What happened next astounded me: I was deluged by emails from people from all over the world who had read my writing on Spiritweb. I quite literally could have stayed home and replied to emails for six to eight hours a day. In the beginning I tried to be very diligent in answering emails, but at the time I was also working full time as a self-employed carpenter/contractor so by the time I got home in the evenings I was usually pretty worn out from the day. Dealing with a load of emails at the end of every day got to be too much for me after a while, so I eventually gave up and just let my intuition and spirit guide me to which emails to answer (and it usually happened that answering an email was the start of a longer period of correspondence with the person). After a while the emails tapered off and my life demanded a lot of my attention, so I tended not to write very much. In fact I still lack motivation to write just for myself: I pretty much need someone asking me questions.

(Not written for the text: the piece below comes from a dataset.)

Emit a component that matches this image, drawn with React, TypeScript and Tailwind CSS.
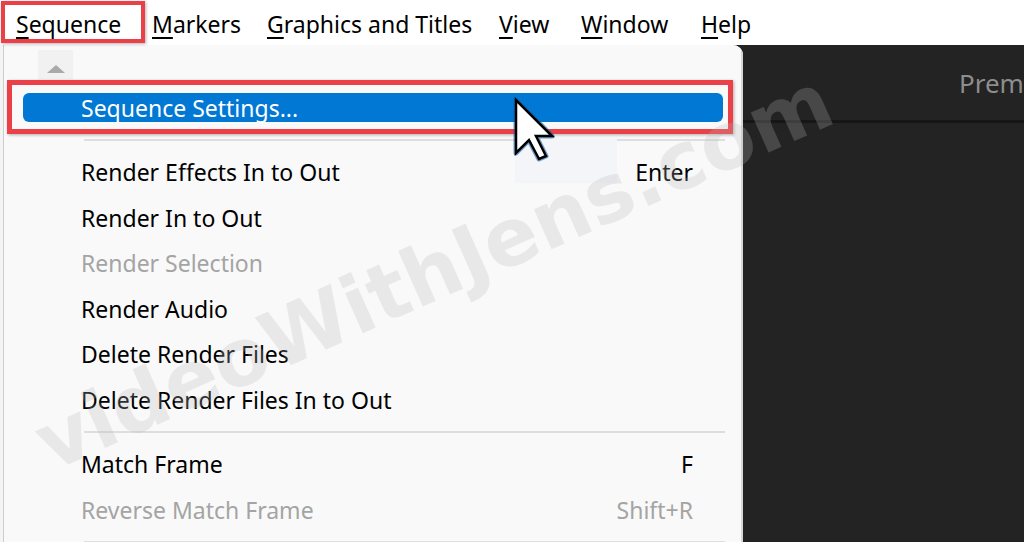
import React from 'react';

interface MenuItemProps {
  label: string;
  shortcut?: string;
  disabled?: boolean;
}

const topMenus = [
  { label: 'Sequence', width: 'w-[136px]' },
  { label: 'Markers', width: 'w-[115px]' },
  { label: 'Graphics and Titles', width: 'w-[232px]' },
  { label: 'View', width: 'w-[82px]' },
  { label: 'Window', width: 'w-[120px]' },
  { label: 'Help', width: 'w-[80px]' },
];

const MenuItem: React.FC<MenuItemProps> = ({ label, shortcut, disabled = false }) => (
  <div
    className={`flex h-[45.5px] items-center justify-between pl-[77px] pr-[48px] ${
      disabled ? 'text-[#a4a4a4]' : 'text-black'
    }`}
  >
    <span>{label}</span>
    {shortcut && <span>{shortcut}</span>}
  </div>
);

const Separator = () => (
  <div className="flex h-[19px] items-center pl-[80px] pr-[16px]">
    <div className="h-[2px] w-full bg-[#dedede]" />
  </div>
);

const Cursor = () => (
  <svg
    className="absolute left-[512px] top-[96px]"
    width="46"
    height="70"
    viewBox="-4 -4 46 70"
  >
    <polygon
      points="0,0 0,53 13,40 23,59 30,56 20,36 36,36"
      fill="none"
      stroke="#1d5fa8"
      strokeWidth="5"
      strokeLinejoin="round"
      opacity="0.6"
    />
    <polygon
      points="0,0 0,53 13,40 23,59 30,56 20,36 36,36"
      fill="#ffffff"
      stroke="#000000"
      strokeWidth="2.5"
      strokeLinejoin="miter"
    />
  </svg>
);

export default function App() {
  return (
    <div className="relative h-[542px] w-[1024px] overflow-hidden bg-white font-['Noto_Sans',sans-serif] text-[23px]">
      {/* menu bar */}
      <div className="flex h-[45px] items-center pl-[16px] pt-[4px] text-black">
        {topMenus.map((m) => (
          <div key={m.label} className={`${m.width} flex-none whitespace-nowrap`}>
            <span className="underline decoration-[1.5px] underline-offset-[4px]">{m.label[0]}</span>
            {m.label.slice(1)}
          </div>
        ))}
      </div>

      {/* below the bar */}
      <div className="flex h-[497px] bg-[#232323]">
        <div className="flex w-[743px] flex-none overflow-hidden rounded-tr-[10px] bg-[#f4f4f4] pl-[3px]">
          <div className="flex-1 border-l border-r-2 border-l-[#cdcdcd] border-r-[#d6d6d6] bg-[#f9f9f9]">
            <div className="h-[40px] pt-[5px]">
              <div className="ml-[34px] flex h-[30px] w-[35px] items-center justify-center bg-[#f1f1f1] pt-[8px]">
                <div className="h-0 w-0 border-x-[9px] border-b-[8px] border-x-transparent border-b-[#a9a9a9]" />
              </div>
            </div>

            <div className="flex h-[45.5px] items-center">
              <div className="ml-[19px] flex h-[29px] w-[700px] items-center rounded-[6px] bg-[#0078d4] pl-[58px] text-white">
                Sequence Settings...
              </div>
            </div>

            <Separator />
            <MenuItem label="Render Effects In to Out" shortcut="Enter" />
            <MenuItem label="Render In to Out" />
            <MenuItem label="Render Selection" disabled />
            <MenuItem label="Render Audio" />
            <MenuItem label="Delete Render Files" />
            <MenuItem label="Delete Render Files In to Out" />
            <Separator />
            <MenuItem label="Match Frame" shortcut="F" />
            <MenuItem label="Reverse Match Frame" shortcut="Shift+R" disabled />
            <Separator />
          </div>
        </div>

        <div className="flex-1 overflow-hidden">
          <div className="flex h-[75px] items-center whitespace-nowrap pl-[216px] pt-[2px] text-[26px] text-[#8d8d8d]">
            Premiere Pro 2023
          </div>
          <div className="h-[3px] bg-[#161616]" />
        </div>
      </div>

      {/* faint tooltip remnant behind the pointer */}
      <div className="absolute left-[515px] top-[138px] h-[45px] w-[102px] bg-[#f3f5f8]" />

      {/* annotation boxes */}
      <div className="absolute left-[1px] top-[1px] h-[42px] w-[144px] border-4 border-[#ec4048] shadow-[1px_1px_3px_rgba(0,0,0,0.3)]" />
      <div className="absolute left-[7px] top-[80px] h-[54px] w-[726px] border-[5px] border-[#ec4048] shadow-[1px_1px_3px_rgba(0,0,0,0.3)]" />

      <Cursor />

      {/* watermark */}
      <div className="pointer-events-none absolute left-[434px] top-[272px] -translate-x-1/2 -translate-y-1/2 rotate-[-24deg] whitespace-nowrap font-['DejaVu_Sans',sans-serif] text-[80px] font-bold leading-none text-[#b6b6b6]/25">
        videoWithJens.com
      </div>
    </div>
  );
}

But in 2005 I started thinking about how much first person accounts of spiritual experiences had meant to me: as I say on the front page of this site, reading Muktananda’s, or Milarepa’s, or Ramana Maharshi’s, or Franklin Merrell-Wolff’s accounts of their own experiences was far more meaningful and fruitful to me than grand theories and expositions of abstract systems, or dry impersonal accounts that usually seemed to be almost rote repetitions of what someone is supposed to say in their particular culture . And I remembered people’s responses to my writing—not everyone’s, of course, but those who needed it. Rene had shut down Spiritweb in 2003, so none of my writing was available on line anymore, and so I decided to put together a web site of my old Spiritweb writing: thus diaryofawareness.com was born.
I maintained Diary of Awareness for a couple of years, but was always dissatisfied with it because I’d grouped the writings together chronologically, as they had been on Spiritweb: all the 1995 correspondence together, all the 1998 correspondence together, all the 2000 correspondence together. What I really wanted to do was to sort things out by subject as much as possible, so in 2008 I started this present site, Light Seeking Light.
On Light Seeking Light I’ve kept the 1995 correspondence together, for the most part. Where there were substantial pieces (like the 1978 awakening article), I broke those out separately. There’s a collection of small bit and pieces that I’ve tossed into a group called, appropriately enough, bits and pieces: miscellaneous writing, but in fact a lot of the bits and pieces are very interconnected among themselves and also in relation to the larger articles. I’ll leave it to the reader to make those connections. At least for now.
Over the years I’ve added more writing as people have requested it, or when I feel inclined to say something. Chris and I still stay very much in touch, but these days we’re more inclined to write less and Skype more: we usually wind up having two to three hour marathon Skype conversations, which plays well with my being a lazy writer.